Hi all!
I wrote a blog post about a new package that I created called parfit!
The package is a more flexible version of GridSearchCV (also used for sklearn machine learning models), developed with speed (parallel processing) and ease of use (one function call to run) in mind, and built-in visualizations of the results.
The key advantages of this package are as follows:
- Flexibly choose the validation set you wish to score on (no need to cross-validate on the training set. i.e. useful for time series data e.g. grocery kaggle competition and many other real-world problems)
- Flexibly choose your scoring metric (any function that compares two vectors should work, but intended for sklearn metrics)
- Optionally (by default) plot the scores over the grid of hyper-parameters entered (visualize scores that vary of 1-3 parameters)
- Automatically return the best model (associated hyper-parameters) and score of that model
- Do all of this with a single function call (or split it up into multiple component function calls if you wish)

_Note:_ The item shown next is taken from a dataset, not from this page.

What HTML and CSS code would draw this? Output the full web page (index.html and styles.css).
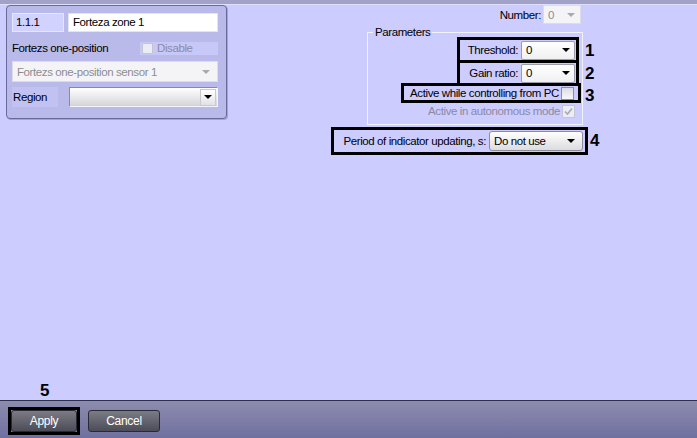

Since this is my first time creating a package and writing about it, I have some humble requests:
I would absolutely love and appreciate it if anyone would be willing to (A) give me some feedback on my first blog post (5min read) before I publish it,
(B) test out my package and see if it is (i) helpful for you or (ii) if you can break it,
and © contribute to the package!
Thank you so much for any input any of you can provide!